Pisani crops the picture in a very tight perspective that gives a context to the background architecture.  Everyday life unfolds behind those walls and clothes are soiled, washed and hung to dry. 

Valletta Market, Felix Street c/w Merchant Street, May 2000 and Royal Opera House, January 2010 capture the stagnation and abandon of important landmarks in the post-war quagmire. 

In the meantime, the theatre has recaptured some of its original function while the market has been repurposed into something different altogether.

Valletta is, nowadays, a capital city without a functioning covered market although one can still glimpse the mastery in the stunning iron work of its structure. 

Valletta Market Interior, February 2000 ironically records some of its majesty.  However, the visual cacophony in the newly refurbished structure has deprived Is-Suq tal-Belt of the dignity that it had enjoyed in the past.

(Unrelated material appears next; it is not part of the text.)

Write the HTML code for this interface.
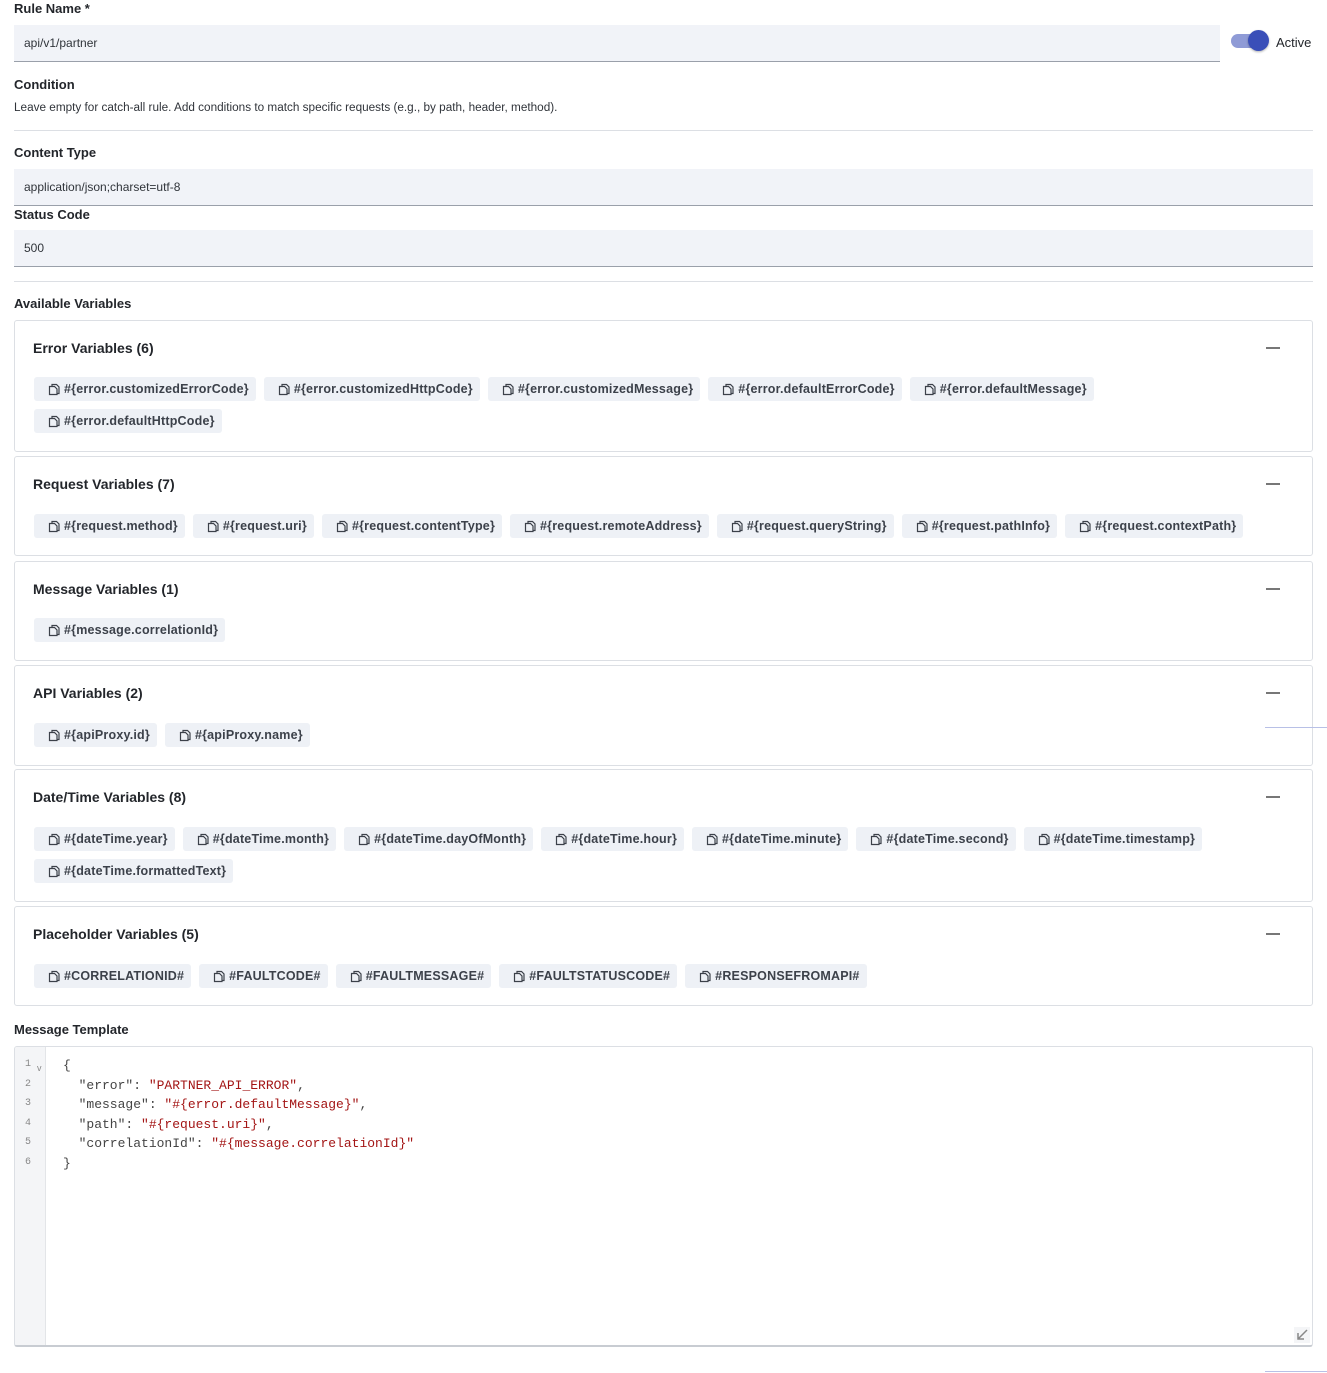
<!DOCTYPE html>
<html><head><meta charset="utf-8"><style>
*{box-sizing:border-box;margin:0;padding:0}
body{width:1327px;height:1373px;background:#fff;font-family:"Liberation Sans",Arial,sans-serif;color:#1f2328;position:relative;overflow:hidden}
.a{position:absolute}
.lbl{font-size:13px;font-weight:600;color:#23262b}
.inp{background:#f1f3f8;border-bottom:1px solid #9aa0aa;font-size:12px;color:#30343a;padding-left:10px;display:flex;align-items:center}
.hr{height:1px;background:#dcdfe4}
.card{position:absolute;left:14px;width:1299px;border:1px solid #dcdfe4;border-radius:3px}
.card h3{position:absolute;left:18px;top:19px;font-size:14px;font-weight:600;color:#23262b}
.card .min{position:absolute;right:32px;top:26px;width:14px;height:2px;background:#777}
.chips{position:absolute;left:19px;top:56px;right:19px;display:flex;flex-wrap:wrap;gap:8px 8px}
.chip{height:24px;background:#eef1f6;border-radius:3px;display:flex;align-items:center;padding:0 7px 0 14px;font-size:12.5px;font-weight:700;color:#3c414a;white-space:nowrap;letter-spacing:0.2px}
.chip svg{margin-right:4px}
.code{font-family:"Liberation Mono",monospace;font-size:13px;line-height:19.5px}
.s{color:#a31515}
</style></head><body>
<div class="a lbl" style="left:14px;top:1px">Rule Name *</div>
<div class="a inp" style="left:14px;top:25px;width:1206px;height:37px">api/v1/partner</div>
<div class="a" style="left:1231px;top:34px;width:36px;height:14px;border-radius:7px;background:#8f9bd6"></div>
<div class="a" style="left:1248px;top:30px;width:21px;height:21px;border-radius:50%;background:#3a4fb8;box-shadow:0 1px 2px rgba(0,0,0,.3)"></div>
<div class="a" style="left:1276px;top:35px;font-size:13px;color:#23262b">Active</div>
<div class="a lbl" style="left:14px;top:77px">Condition</div>
<div class="a" style="left:14px;top:101px;font-size:11.75px;color:#30343a">Leave empty for catch-all rule. Add conditions to match specific requests (e.g., by path, header, method).</div>
<div class="a hr" style="left:14px;top:130px;width:1299px"></div>
<div class="a lbl" style="left:14px;top:145px">Content Type</div>
<div class="a inp" style="left:14px;top:169px;width:1299px;height:37px">application/json;charset=utf-8</div>
<div class="a lbl" style="left:14px;top:207px">Status Code</div>
<div class="a inp" style="left:14px;top:230px;width:1299px;height:37px">500</div>
<div class="a hr" style="left:14px;top:281px;width:1299px"></div>
<div class="a lbl" style="left:14px;top:296px">Available Variables</div>

<svg width="0" height="0" style="position:absolute"><defs><symbol id="c" viewBox="0 0 12 13"><path d="M4 3.5V1.5h4.5l2.5 2.5v6.5H9" fill="none" stroke="#3c414a" stroke-width="1.2"/><path d="M1.5 3.5h5l2.5 2.5v5.5H1.5z" fill="none" stroke="#3c414a" stroke-width="1.2"/></symbol></defs></svg>

<div class="card" style="top:320px;height:132px"><h3>Error Variables (6)</h3><div class="min"></div><div class="chips">
<div class="chip"><svg width="12" height="13"><use href="#c"/></svg>#{error.customizedErrorCode}</div>
<div class="chip"><svg width="12" height="13"><use href="#c"/></svg>#{error.customizedHttpCode}</div>
<div class="chip"><svg width="12" height="13"><use href="#c"/></svg>#{error.customizedMessage}</div>
<div class="chip"><svg width="12" height="13"><use href="#c"/></svg>#{error.defaultErrorCode}</div>
<div class="chip"><svg width="12" height="13"><use href="#c"/></svg>#{error.defaultMessage}</div>
<div class="chip" style="margin-right:200px"><svg width="12" height="13"><use href="#c"/></svg>#{error.defaultHttpCode}</div>
</div></div>

<div class="card" style="top:456px;height:100px"><h3>Request Variables (7)</h3><div class="min"></div><div class="chips" style="top:57px">
<div class="chip"><svg width="12" height="13"><use href="#c"/></svg>#{request.method}</div>
<div class="chip"><svg width="12" height="13"><use href="#c"/></svg>#{request.uri}</div>
<div class="chip"><svg width="12" height="13"><use href="#c"/></svg>#{request.contentType}</div>
<div class="chip"><svg width="12" height="13"><use href="#c"/></svg>#{request.remoteAddress}</div>
<div class="chip"><svg width="12" height="13"><use href="#c"/></svg>#{request.queryString}</div>
<div class="chip"><svg width="12" height="13"><use href="#c"/></svg>#{request.pathInfo}</div>
<div class="chip"><svg width="12" height="13"><use href="#c"/></svg>#{request.contextPath}</div>
</div></div>

<div class="card" style="top:561px;height:100px"><h3>Message Variables (1)</h3><div class="min"></div><div class="chips">
<div class="chip"><svg width="12" height="13"><use href="#c"/></svg>#{message.correlationId}</div>
</div></div>

<div class="card" style="top:665px;height:101px"><h3>API Variables (2)</h3><div class="min"></div><div class="chips" style="top:57px">
<div class="chip"><svg width="12" height="13"><use href="#c"/></svg>#{apiProxy.id}</div>
<div class="chip"><svg width="12" height="13"><use href="#c"/></svg>#{apiProxy.name}</div>
</div></div>
<div class="a" style="left:1265px;top:727px;width:62px;height:1px;background:#b8c0e6"></div>

<div class="card" style="top:769px;height:133px"><h3>Date/Time Variables (8)</h3><div class="min"></div><div class="chips" style="top:57px">
<div class="chip"><svg width="12" height="13"><use href="#c"/></svg>#{dateTime.year}</div>
<div class="chip"><svg width="12" height="13"><use href="#c"/></svg>#{dateTime.month}</div>
<div class="chip"><svg width="12" height="13"><use href="#c"/></svg>#{dateTime.dayOfMonth}</div>
<div class="chip"><svg width="12" height="13"><use href="#c"/></svg>#{dateTime.hour}</div>
<div class="chip"><svg width="12" height="13"><use href="#c"/></svg>#{dateTime.minute}</div>
<div class="chip"><svg width="12" height="13"><use href="#c"/></svg>#{dateTime.second}</div>
<div class="chip"><svg width="12" height="13"><use href="#c"/></svg>#{dateTime.timestamp}</div>
<div class="chip" style="margin-right:300px"><svg width="12" height="13"><use href="#c"/></svg>#{dateTime.formattedText}</div>
</div></div>

<div class="card" style="top:906px;height:100px"><h3>Placeholder Variables (5)</h3><div class="min"></div><div class="chips" style="top:57px">
<div class="chip"><svg width="12" height="13"><use href="#c"/></svg>#CORRELATIONID#</div>
<div class="chip"><svg width="12" height="13"><use href="#c"/></svg>#FAULTCODE#</div>
<div class="chip"><svg width="12" height="13"><use href="#c"/></svg>#FAULTMESSAGE#</div>
<div class="chip"><svg width="12" height="13"><use href="#c"/></svg>#FAULTSTATUSCODE#</div>
<div class="chip"><svg width="12" height="13"><use href="#c"/></svg>#RESPONSEFROMAPI#</div>
</div></div>

<div class="a lbl" style="left:14px;top:1022px">Message Template</div>
<div class="a" style="left:14px;top:1046px;width:1299px;height:301px;border:1px solid #dcdfe4;border-bottom:2px solid #c8ccd2;border-radius:3px;overflow:hidden">
<div class="a" style="left:0;top:0;width:31px;height:100%;background:#f4f5f7;border-right:1px solid #e3e5e8"></div>
<div class="a code" style="left:10px;top:8px;color:#888;font-size:10px">1<br>2<br>3<br>4<br>5<br>6</div>
<div class="a" style="left:22px;top:16px;font-size:9px;color:#888">v</div>
<div class="a code" style="left:48px;top:9px;color:#444;white-space:pre">{
  "error": <span class="s">"PARTNER_API_ERROR"</span>,
  "message": <span class="s">"#{error.defaultMessage}"</span>,
  "path": <span class="s">"#{request.uri}"</span>,
  "correlationId": <span class="s">"#{message.correlationId}"</span>
}</div>
<svg class="a" style="right:2px;bottom:2px" width="16" height="16"><rect width="16" height="16" fill="#f4f5f7"/><path d="M13 3L4 12M4 6v6h6" stroke="#888" stroke-width="1.5" fill="none"/></svg>
</div>
<div class="a" style="left:1265px;top:1371px;width:62px;height:1px;background:#b8c0e6"></div>
</body></html>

For Pisani, the demolition of the controversial city gate symbolised the end of an era for our capital city. It was as if the act had liberated the old ghosts from their centuries’ old haunts as the bulldozer in Demolition of City Gate, May 2011 breached the old city walls. 

The initial days of the City Gate Project heralded the last days of a photographic project that had accompanied Pisani from his late teens to his middle age.  Both the city and its photographer were moving on.

Walter Benjamin’s comments on the Parisian oeuvre of Eugène Atget hold true for Pisani’s pictures of the Vanishing Valletta series. 

Both photographers were in love with the city they so intimately portrayed – “The city in these pictures looks cleared out, like a lodging that has not yet found a new tenant. 

“It is in these achievements that surrealist photography sets the scene for a salutary estrangement between man and his surroundings. It gives free play to the politically educated eye, under whose gaze all intimacies are sacrificed to the illumination of detail.” 

It is this tender attention to detail that enhances and celebrates the intimacy that existed for more than three decades between a Maltese artist and his vanishing capital city.